Car c’est bien de justice immanente qu’il s’agit (inuicem, 9 :
« à ton tour »), et le poète, en sa cruelle prophétie, n’en est au fond que le porte-parole.
Si Lyké savait écouter (avant qu’il ne soit trop tard : voir l’écho de anus,
« vieille femme », 9, à IV, 13, 2),
l’avertissement lui serait salutaire. Qu’elle réforme seulement sa conduite, qu’elle se montre plus compatissante…

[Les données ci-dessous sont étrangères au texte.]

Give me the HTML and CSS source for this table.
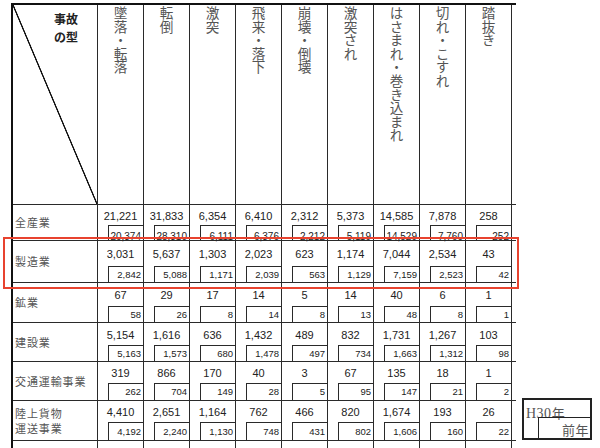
FILE: index.html
```html
<!DOCTYPE html>
<html lang="ja">
<head>
<meta charset="utf-8">
<title>事故の型別 死傷者数</title>
<link rel="stylesheet" href="styles.css">
</head>
<body>
<div class="page">
  <div class="grid">
    <div class="row hdr">
      <div class="cell corner"><div class="corner-text"><div>事故</div><div>の型</div></div></div>
      <div class="cell vh"><span>墜落・転落</span></div>
      <div class="cell vh"><span>転倒</span></div>
      <div class="cell vh"><span>激突</span></div>
      <div class="cell vh"><span>飛来・落下</span></div>
      <div class="cell vh"><span>崩壊・倒壊</span></div>
      <div class="cell vh"><span>激突され</span></div>
      <div class="cell vh"><span>はさまれ・巻き込まれ</span></div>
      <div class="cell vh"><span>切れ・こすれ</span></div>
      <div class="cell vh"><span>踏抜き</span></div>
    </div>

    <div class="row r-zen">
      <div class="cell lbl">全産業</div>
      <div class="cell num"><div class="cur">21,221</div><div class="prev"><span>20,374</span></div></div>
      <div class="cell num"><div class="cur">31,833</div><div class="prev"><span>28,310</span></div></div>
      <div class="cell num"><div class="cur">6,354</div><div class="prev"><span>6,111</span></div></div>
      <div class="cell num"><div class="cur">6,410</div><div class="prev"><span>6,376</span></div></div>
      <div class="cell num"><div class="cur">2,312</div><div class="prev"><span>2,212</span></div></div>
      <div class="cell num"><div class="cur">5,373</div><div class="prev"><span>5,119</span></div></div>
      <div class="cell num"><div class="cur">14,585</div><div class="prev"><span>14,529</span></div></div>
      <div class="cell num"><div class="cur">7,878</div><div class="prev"><span>7,760</span></div></div>
      <div class="cell num"><div class="cur">258</div><div class="prev"><span>252</span></div></div>
    </div>

    <div class="row r-sei">
      <div class="cell lbl">製造業</div>
      <div class="cell num"><div class="cur">3,031</div><div class="prev"><span>2,842</span></div></div>
      <div class="cell num"><div class="cur">5,637</div><div class="prev"><span>5,088</span></div></div>
      <div class="cell num"><div class="cur">1,303</div><div class="prev"><span>1,171</span></div></div>
      <div class="cell num"><div class="cur">2,023</div><div class="prev"><span>2,039</span></div></div>
      <div class="cell num"><div class="cur">623</div><div class="prev"><span>563</span></div></div>
      <div class="cell num"><div class="cur">1,174</div><div class="prev"><span>1,129</span></div></div>
      <div class="cell num"><div class="cur">7,044</div><div class="prev"><span>7,159</span></div></div>
      <div class="cell num"><div class="cur">2,534</div><div class="prev"><span>2,523</span></div></div>
      <div class="cell num"><div class="cur">43</div><div class="prev"><span>42</span></div></div>
    </div>

    <div class="row r-kou">
      <div class="cell lbl">鉱業</div>
      <div class="cell num"><div class="cur">67</div><div class="prev"><span>58</span></div></div>
      <div class="cell num"><div class="cur">29</div><div class="prev"><span>26</span></div></div>
      <div class="cell num"><div class="cur">17</div><div class="prev"><span>8</span></div></div>
      <div class="cell num"><div class="cur">14</div><div class="prev"><span>14</span></div></div>
      <div class="cell num"><div class="cur">5</div><div class="prev"><span>8</span></div></div>
      <div class="cell num"><div class="cur">14</div><div class="prev"><span>13</span></div></div>
      <div class="cell num"><div class="cur">40</div><div class="prev"><span>48</span></div></div>
      <div class="cell num"><div class="cur">6</div><div class="prev"><span>8</span></div></div>
      <div class="cell num"><div class="cur">1</div><div class="prev"><span>1</span></div></div>
    </div>

    <div class="row r-ken">
      <div class="cell lbl">建設業</div>
      <div class="cell num"><div class="cur">5,154</div><div class="prev"><span>5,163</span></div></div>
      <div class="cell num"><div class="cur">1,616</div><div class="prev"><span>1,573</span></div></div>
      <div class="cell num"><div class="cur">636</div><div class="prev"><span>680</span></div></div>
      <div class="cell num"><div class="cur">1,432</div><div class="prev"><span>1,478</span></div></div>
      <div class="cell num"><div class="cur">489</div><div class="prev"><span>497</span></div></div>
      <div class="cell num"><div class="cur">832</div><div class="prev"><span>734</span></div></div>
      <div class="cell num"><div class="cur">1,731</div><div class="prev"><span>1,663</span></div></div>
      <div class="cell num"><div class="cur">1,267</div><div class="prev"><span>1,312</span></div></div>
      <div class="cell num"><div class="cur">103</div><div class="prev"><span>98</span></div></div>
    </div>

    <div class="row r-kot">
      <div class="cell lbl">交通運輸事業</div>
      <div class="cell num"><div class="cur">319</div><div class="prev"><span>262</span></div></div>
      <div class="cell num"><div class="cur">866</div><div class="prev"><span>704</span></div></div>
      <div class="cell num"><div class="cur">170</div><div class="prev"><span>149</span></div></div>
      <div class="cell num"><div class="cur">40</div><div class="prev"><span>28</span></div></div>
      <div class="cell num"><div class="cur">3</div><div class="prev"><span>5</span></div></div>
      <div class="cell num"><div class="cur">67</div><div class="prev"><span>95</span></div></div>
      <div class="cell num"><div class="cur">135</div><div class="prev"><span>147</span></div></div>
      <div class="cell num"><div class="cur">18</div><div class="prev"><span>21</span></div></div>
      <div class="cell num"><div class="cur">1</div><div class="prev"><span>2</span></div></div>
    </div>

    <div class="row r-riku">
      <div class="cell lbl"><div>陸上貨物</div><div>運送事業</div></div>
      <div class="cell num"><div class="cur">4,410</div><div class="prev"><span>4,192</span></div></div>
      <div class="cell num"><div class="cur">2,651</div><div class="prev"><span>2,240</span></div></div>
      <div class="cell num"><div class="cur">1,164</div><div class="prev"><span>1,130</span></div></div>
      <div class="cell num"><div class="cur">762</div><div class="prev"><span>748</span></div></div>
      <div class="cell num"><div class="cur">466</div><div class="prev"><span>431</span></div></div>
      <div class="cell num"><div class="cur">820</div><div class="prev"><span>802</span></div></div>
      <div class="cell num"><div class="cur">1,674</div><div class="prev"><span>1,606</span></div></div>
      <div class="cell num"><div class="cur">193</div><div class="prev"><span>160</span></div></div>
      <div class="cell num"><div class="cur">26</div><div class="prev"><span>22</span></div></div>
    </div>

    <div class="row r-next">
      <div class="cell"></div>
      <div class="cell"></div>
      <div class="cell"></div>
      <div class="cell"></div>
      <div class="cell"></div>
      <div class="cell"></div>
      <div class="cell"></div>
      <div class="cell"></div>
      <div class="cell"></div>
      <div class="cell"></div>
    </div>
  </div>

  <div class="legend">
    <div class="lg-top"><span class="lat">H30</span>年</div>
    <div class="lg-bot">前年</div>
  </div>
</div>
<div class="highlight"></div>
</body>
</html>
```
FILE: styles.css
```css
html, body {
  margin: 0;
  padding: 0;
  background: #ffffff;
}

body {
  width: 600px;
  height: 448px;
  overflow: hidden;
  font-family: "Noto Sans CJK JP", "Noto Sans", sans-serif;
  color: #333;
}

.page {
  display: flex;
  align-items: flex-start;
  padding: 3px 0 0 11px;
}

.grid {
  display: grid;
  grid-template-columns: 85px repeat(9, 46px);
  grid-template-rows: 200px 36px 42px 40px 39px 39px 40px 7px;
  border-left: 2px solid #111;
  border-top: 2px solid #111;
  position: relative;
}

.row {
  display: contents;
}

.cell {
  box-sizing: border-box;
  border-right: 1px solid #2a2a2a;
  border-bottom: 1px solid #2a2a2a;
  min-width: 0;
  position: relative;
}

.r-next .cell {
  border-bottom: none;
}

/* row lines run a little past the right edge */
.row > .cell:last-child::after {
  content: "";
  position: absolute;
  right: -5px;
  bottom: -1px;
  width: 5px;
  height: 1px;
  background: #2a2a2a;
}

.r-next > .cell:last-child::after {
  display: none;
}

.hdr > .cell:last-child::before {
  content: "";
  position: absolute;
  right: -5px;
  top: -2px;
  width: 5px;
  height: 2px;
  background: #111;
}

/* header */
.corner {
  background: linear-gradient(to top right,
    transparent calc(50% - 1px),
    #111 calc(50% - 0.4px),
    #111 calc(50% + 0.4px),
    transparent calc(50% + 1px));
}

.corner-text {
  padding: 5px 0 0 41px;
  font-size: 12px;
  line-height: 17.5px;
  font-weight: 700;
  color: #222;
}

.vh {
  display: flex;
  justify-content: center;
  align-items: flex-start;
  padding-top: 1px;
}

.vh span {
  writing-mode: vertical-rl;
  text-orientation: upright;
  font-size: 13.6px;
  line-height: 16px;
  color: #555;
}

/* row labels */
.lbl {
  display: flex;
  flex-direction: column;
  justify-content: center;
  padding-left: 2px;
  font-size: 11px;
  line-height: 15px;
  letter-spacing: 0.9px;
  color: #555;
}

/* number cells */
.num {
  display: flex;
  flex-direction: column;
  font-family: "Liberation Sans", Arial, sans-serif;
}

.cur {
  flex: 1;
  display: flex;
  align-items: center;
  justify-content: center;
  font-size: 11px;
  line-height: 13px;
  color: #222;
  padding-top: 2px;
}

.prev {
  margin-left: 10px;
  height: 16px;
  box-sizing: border-box;
  border-left: 1px solid #2a2a2a;
  border-top: 1px solid #2a2a2a;
  display: flex;
  align-items: center;
  justify-content: flex-end;
  padding-right: 2px;
  font-size: 9.5px;
  line-height: 10px;
  color: #222;
}

.r-zen .prev {
  height: 15px;
  align-items: flex-end;
  font-size: 10px;
}

.r-zen .prev span {
  margin-bottom: -2px;
}

.r-kot .prev {
  height: 17px;
}

.r-riku .prev {
  height: 18px;
}

/* legend */
.legend {
  margin: 395px 0 0 10px;
  width: 70px;
  height: 42px;
  box-sizing: border-box;
  border: 2px solid #222;
  display: flex;
  flex-direction: column;
  font-size: 13px;
  line-height: 15px;
  color: #555;
}

.lg-top {
  padding: 5px 0 0 2px;
  height: 17px;
  box-sizing: border-box;
  letter-spacing: 0.5px;
}

.lat {
  font-family: "Liberation Serif", "Times New Roman", serif;
  font-size: 14px;
}

.lg-bot {
  flex: 1;
  margin-left: 14px;
  border-left: 1px solid #222;
  border-top: 1px solid #222;
  display: flex;
  align-items: flex-end;
  justify-content: flex-end;
  padding: 0 1px 1px 0;
  letter-spacing: 0.5px;
}

/* red annotation frame */
.highlight {
  position: absolute;
  left: 3px;
  top: 237px;
  width: 516px;
  height: 52px;
  box-sizing: border-box;
  border: 2px solid #e8432f;
  pointer-events: none;
}
```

mais à qui ? à ses amants ? à ses clients ? Tout suggère en effet une courtisane, mais prenons garde que Terentia
apparaît régulièrement sous les traits d’une courtisane dans le Cycle (II, 11, 21 est explicite :
scortum, « la p… »).
En fait, Lydia est une femme mariée (moechos, 9 signifie exactement « adultères »),
et quant aux galants de la nuit,
ou « pétulants jeunes gens » (iuuenes proterui, 2) qui viennent chanter la sérénade sous ses fenêtres et lui lancer de
petits cailloux, ils pourraient bien se réduire à deux, c’est-à-dire l’amant impérial et le malheureux mari qui trouve
souvent porte close (cf. III, 10) ; le scénario se comprend mieux si l’on garde à l’esprit qu’Auguste s’invitait
volontiers à dormir chez son cher Mécène (Suét. Vie d’Auguste, 72, 4 ;
et cf. III, 19, 24 : uicina, « la voisine »).

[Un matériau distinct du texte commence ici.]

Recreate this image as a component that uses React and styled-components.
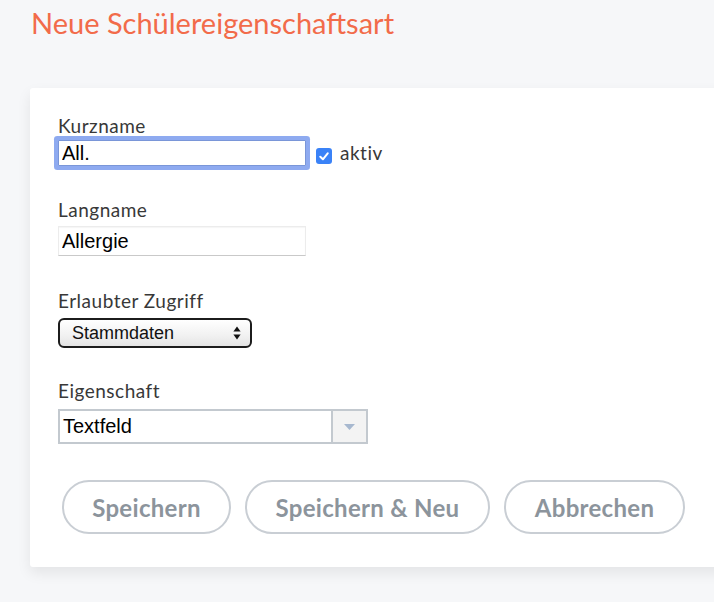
import React from "react";
import styled, { createGlobalStyle } from "styled-components";

const Global = createGlobalStyle`
  html, body { margin: 0; padding: 0; }
  body {
    background: #f6f7f9;
    width: 714px;
    height: 602px;
    overflow: hidden;
    font-family: Lato, "Noto Sans", sans-serif;
  }
`;

const Page = styled.div`
  padding: 6px 0 30px 30px;
  width: 714px;
  box-sizing: border-box;
  overflow: hidden;
`;

const Title = styled.h1`
  margin: 0 0 0 1px;
  font-family: Lato, "Noto Sans", sans-serif;
  font-weight: 400;
  font-size: 29px;
  line-height: 34px;
  color: #f26b4a;
`;

const Card = styled.div`
  margin-top: 48px;
  width: 720px;
  background: #fff;
  border-radius: 3px;
  box-shadow: 0 6px 14px rgba(0, 0, 0, 0.08);
  padding: 27px 28px 33px;
  box-sizing: border-box;
`;

const Field = styled.div`
  margin-bottom: ${(p) => p.$gap}px;
`;

const Label = styled.label`
  display: block;
  font-size: 19px;
  line-height: 22px;
  letter-spacing: 0.5px;
  color: #383838;
  margin-bottom: ${(p) => p.$gap}px;
`;

const Row = styled.div`
  display: flex;
  align-items: center;
`;

const TextInput = styled.input`
  box-sizing: border-box;
  font-family: "Liberation Sans", Arial, sans-serif;
  font-size: 20px;
  color: #000;
  background: #fff;
  outline: none;
  margin: 0;
`;

const FocusInput = styled(TextInput)`
  width: 248px;
  height: 26px;
  padding: 0 3px;
  border: 1px solid #7a96d8;
  box-shadow: 0 0 0 4px #8eaaf0;
  border-radius: 1px;
`;

const PlainInput = styled(TextInput)`
  width: 248px;
  height: 30px;
  padding: 0 3px;
  border: 1px solid #ececec;
  border-bottom-color: #c9c9c9;
  box-shadow: inset 0 1px 1px rgba(0, 0, 0, 0.04);
`;

const Check = styled.span`
  display: inline-flex;
  align-items: center;
  justify-content: center;
  width: 16px;
  height: 16px;
  border-radius: 3px;
  background: #3a82f7;
  margin: 6px 8px 0 10px;
`;

const CheckText = styled.span`
  font-size: 19px;
  letter-spacing: 0.5px;
  color: #383838;
  margin-top: -2px;
`;

const NativeSelect = styled.div`
  box-sizing: border-box;
  width: 194px;
  height: 30px;
  border: 2px solid #1c1c1c;
  border-radius: 6px;
  background: linear-gradient(#ffffff, #f1f1f1 60%, #e4e4e4);
  display: flex;
  align-items: center;
  justify-content: space-between;
  padding: 0 9px 0 12px;
  font-family: "Liberation Sans", Arial, sans-serif;
  font-size: 18px;
  color: #111;
`;

const Combo = styled.div`
  box-sizing: border-box;
  width: 310px;
  height: 35px;
  border: 2px solid #c3c9cf;
  display: flex;
  background: #fff;
`;

const ComboText = styled.div`
  flex: 1;
  display: flex;
  align-items: center;
  padding-left: 3px;
  font-family: "Liberation Sans", Arial, sans-serif;
  font-size: 20px;
  color: #000;
`;

const ComboButton = styled.div`
  width: 33px;
  border-left: 2px solid #c3c9cf;
  background: #f3f3f3;
  display: flex;
  align-items: center;
  justify-content: center;
`;

const Buttons = styled.div`
  display: flex;
  gap: 14px;
  padding-left: 4px;
`;

const Button = styled.button`
  box-sizing: border-box;
  height: 54px;
  width: ${(p) => p.$w}px;
  border: 2px solid #c9ced4;
  border-radius: 27px;
  background: #fff;
  color: #8c949c;
  font-family: Lato, "Noto Sans", sans-serif;
  font-weight: 700;
  font-size: 24px;
  letter-spacing: 0.3px;
  padding: 0;
  cursor: pointer;
`;

export default function App() {
  return (
    <>
      <Global />
      <Page>
        <Title>Neue Schülereigenschaftsart</Title>
        <Card>
          <Field $gap={33}>
            <Label $gap={3}>Kurzname</Label>
            <Row>
              <FocusInput defaultValue="All." />
              <Check>
                <svg width="10" height="9" viewBox="0 0 10 9">
                  <path d="M1.3 4.8 L3.9 7.3 L8.7 1.4" fill="none" stroke="#fff" strokeWidth="2" strokeLinecap="round" strokeLinejoin="round" />
                </svg>
              </Check>
              <CheckText>aktiv</CheckText>
            </Row>
          </Field>
          <Field $gap={34}>
            <Label $gap={5}>Langname</Label>
            <PlainInput defaultValue="Allergie" />
          </Field>
          <Field $gap={32}>
            <Label $gap={6}>Erlaubter Zugriff</Label>
            <NativeSelect>
              <span>Stammdaten</span>
              <svg width="8" height="14" viewBox="0 0 8 14">
                <path d="M4 0.5 L7.6 5.6 H0.4 Z" fill="#111" />
                <path d="M4 13.5 L7.6 8.4 H0.4 Z" fill="#111" />
              </svg>
            </NativeSelect>
          </Field>
          <Field $gap={36}>
            <Label $gap={7}>Eigenschaft</Label>
            <Combo>
              <ComboText>Textfeld</ComboText>
              <ComboButton>
                <svg width="11" height="6" viewBox="0 0 11 6">
                  <path d="M0 0 H11 L5.5 6 Z" fill="#a7b8cf" />
                </svg>
              </ComboButton>
            </Combo>
          </Field>
          <Buttons>
            <Button $w={169}>Speichern</Button>
            <Button $w={245}>Speichern &amp; Neu</Button>
            <Button $w={181}>Abbrechen</Button>
          </Buttons>
        </Card>
      </Page>
    </>
  );
}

Presque indiscernables l’un de l’autre, donc, dans les deux premières strophes (à moins que dans la première il ne
s’agisse de l’amant, et dans la seconde du mari), Auguste et Mécène s’affrontent violemment dans la dernière, mais
cela à l’abri d’un trompe-l’oeil syntaxique, puisque la construction magis atque, « se réjouit du lierre davantage que
du myrte », se masque sous un apparent magis gaudeat hedera atque myrto,
« se réjouit plus du lierre et du myrte »

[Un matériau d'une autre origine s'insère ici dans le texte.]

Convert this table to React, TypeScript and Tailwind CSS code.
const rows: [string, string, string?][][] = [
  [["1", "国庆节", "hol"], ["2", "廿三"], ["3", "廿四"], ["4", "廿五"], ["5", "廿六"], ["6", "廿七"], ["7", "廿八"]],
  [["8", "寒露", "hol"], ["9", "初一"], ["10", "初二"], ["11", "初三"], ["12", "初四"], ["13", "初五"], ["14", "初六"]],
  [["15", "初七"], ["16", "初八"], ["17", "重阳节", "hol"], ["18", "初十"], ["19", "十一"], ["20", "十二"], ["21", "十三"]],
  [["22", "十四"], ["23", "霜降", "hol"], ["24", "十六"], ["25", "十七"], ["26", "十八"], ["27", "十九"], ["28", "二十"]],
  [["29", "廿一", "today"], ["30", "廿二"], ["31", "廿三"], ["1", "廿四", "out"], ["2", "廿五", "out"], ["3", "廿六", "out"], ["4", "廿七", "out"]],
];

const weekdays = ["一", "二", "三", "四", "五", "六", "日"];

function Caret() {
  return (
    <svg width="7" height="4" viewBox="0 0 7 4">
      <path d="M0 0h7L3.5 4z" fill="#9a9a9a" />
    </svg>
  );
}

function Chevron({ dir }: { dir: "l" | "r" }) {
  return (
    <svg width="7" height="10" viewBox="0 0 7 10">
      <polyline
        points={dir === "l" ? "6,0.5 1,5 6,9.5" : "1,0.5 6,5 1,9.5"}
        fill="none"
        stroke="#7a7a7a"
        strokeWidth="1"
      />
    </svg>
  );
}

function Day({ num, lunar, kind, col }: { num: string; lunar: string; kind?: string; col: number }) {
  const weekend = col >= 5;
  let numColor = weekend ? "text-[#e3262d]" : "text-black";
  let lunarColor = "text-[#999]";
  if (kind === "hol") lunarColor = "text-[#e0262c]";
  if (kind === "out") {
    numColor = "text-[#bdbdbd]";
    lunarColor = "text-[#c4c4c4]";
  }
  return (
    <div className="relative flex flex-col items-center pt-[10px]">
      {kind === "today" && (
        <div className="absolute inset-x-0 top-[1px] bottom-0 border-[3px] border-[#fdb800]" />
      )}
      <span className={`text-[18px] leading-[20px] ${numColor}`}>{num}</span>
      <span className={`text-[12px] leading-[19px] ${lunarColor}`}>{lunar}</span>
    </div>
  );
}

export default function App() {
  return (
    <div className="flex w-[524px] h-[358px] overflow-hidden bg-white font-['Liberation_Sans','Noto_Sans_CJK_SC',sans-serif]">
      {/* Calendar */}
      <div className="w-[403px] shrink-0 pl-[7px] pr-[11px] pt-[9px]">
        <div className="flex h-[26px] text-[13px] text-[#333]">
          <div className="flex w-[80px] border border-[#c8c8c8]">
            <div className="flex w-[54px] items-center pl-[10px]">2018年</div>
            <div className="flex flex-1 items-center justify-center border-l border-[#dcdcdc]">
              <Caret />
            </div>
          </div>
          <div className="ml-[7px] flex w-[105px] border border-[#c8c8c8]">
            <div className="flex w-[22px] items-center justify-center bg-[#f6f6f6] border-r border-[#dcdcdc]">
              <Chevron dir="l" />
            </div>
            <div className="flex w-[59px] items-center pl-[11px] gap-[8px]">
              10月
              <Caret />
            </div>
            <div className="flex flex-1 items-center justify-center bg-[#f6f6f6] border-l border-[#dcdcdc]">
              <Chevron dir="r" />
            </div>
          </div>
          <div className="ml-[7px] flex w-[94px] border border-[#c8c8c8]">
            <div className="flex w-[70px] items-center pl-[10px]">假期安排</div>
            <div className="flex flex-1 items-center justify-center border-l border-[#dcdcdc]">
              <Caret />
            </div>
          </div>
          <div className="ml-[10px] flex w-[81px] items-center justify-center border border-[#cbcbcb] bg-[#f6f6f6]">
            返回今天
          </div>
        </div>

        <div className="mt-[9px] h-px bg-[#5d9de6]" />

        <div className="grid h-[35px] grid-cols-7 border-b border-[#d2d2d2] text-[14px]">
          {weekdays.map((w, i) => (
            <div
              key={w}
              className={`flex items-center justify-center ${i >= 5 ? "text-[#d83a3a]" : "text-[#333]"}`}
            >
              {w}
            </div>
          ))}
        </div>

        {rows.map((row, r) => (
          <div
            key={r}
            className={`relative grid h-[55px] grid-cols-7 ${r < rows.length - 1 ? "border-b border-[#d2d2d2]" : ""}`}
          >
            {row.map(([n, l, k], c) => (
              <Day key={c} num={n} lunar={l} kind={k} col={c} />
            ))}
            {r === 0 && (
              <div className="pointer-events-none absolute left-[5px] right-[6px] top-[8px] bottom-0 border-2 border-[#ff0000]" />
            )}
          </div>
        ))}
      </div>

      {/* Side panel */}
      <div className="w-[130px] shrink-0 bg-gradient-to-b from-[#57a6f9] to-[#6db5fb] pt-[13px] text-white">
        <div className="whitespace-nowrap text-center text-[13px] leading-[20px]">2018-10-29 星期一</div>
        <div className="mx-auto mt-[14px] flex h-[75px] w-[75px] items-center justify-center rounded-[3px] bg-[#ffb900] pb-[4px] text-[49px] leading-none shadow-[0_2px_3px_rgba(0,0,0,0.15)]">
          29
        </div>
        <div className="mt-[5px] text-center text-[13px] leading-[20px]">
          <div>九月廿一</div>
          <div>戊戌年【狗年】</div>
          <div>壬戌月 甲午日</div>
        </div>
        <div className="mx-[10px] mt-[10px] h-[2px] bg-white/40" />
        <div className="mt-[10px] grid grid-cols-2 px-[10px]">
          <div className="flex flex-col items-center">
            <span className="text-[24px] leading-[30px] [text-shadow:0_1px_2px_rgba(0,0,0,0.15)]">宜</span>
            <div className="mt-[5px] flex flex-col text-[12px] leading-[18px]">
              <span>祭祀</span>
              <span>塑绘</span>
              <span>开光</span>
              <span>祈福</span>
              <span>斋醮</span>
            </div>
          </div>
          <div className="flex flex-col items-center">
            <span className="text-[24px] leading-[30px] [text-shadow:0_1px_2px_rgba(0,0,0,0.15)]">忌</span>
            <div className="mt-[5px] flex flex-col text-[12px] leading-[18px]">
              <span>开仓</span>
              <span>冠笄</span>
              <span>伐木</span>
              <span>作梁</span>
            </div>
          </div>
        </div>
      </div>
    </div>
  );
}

(avec complément implicite : doxa). La différence est grande, puisque, loin de mettre sur le même plan le lierre,
emblème poétique (cf. I, 1, 29), et le myrte, symbole de Vénus (I, 4, 9 ;
I, 38, 5-6 ; II, 7, 25 ; III, 4, 19 ; III, 23, 16),
Horace les oppose diamétralement. Entre l’esclavage et la liberté, les sens et l’esprit, la postulation charnelle et
l’aspiration spirituelle, Mécène fera le bon choix, veut espérer Horace. C’est pourquoi il le désigne par l’expression
laeta pubes (pubes s’applique tout autant à un quadragénaire),
laetitia étant la joie de l’âme par opposition à la simple
uoluptas, et le montre déjà cueillant le lierre des Muses et vouant le myrte noirâtre (ces « myrtes infects » dont parlera
Baudelaire) et les feuilles mortes à un certain Eurus, « compagnon de l’Hiver », ou son double, car Eurus, ou aussi
bien Notus, ces deux vents de tempête, sont, comme Hiver (cf. I, 4 ; IV, 7), de virtuels avatars du Maître de Rome.
Cela dit, Horace a peut-être écrit Hebro et non Euro : auquel cas cf. III, 12.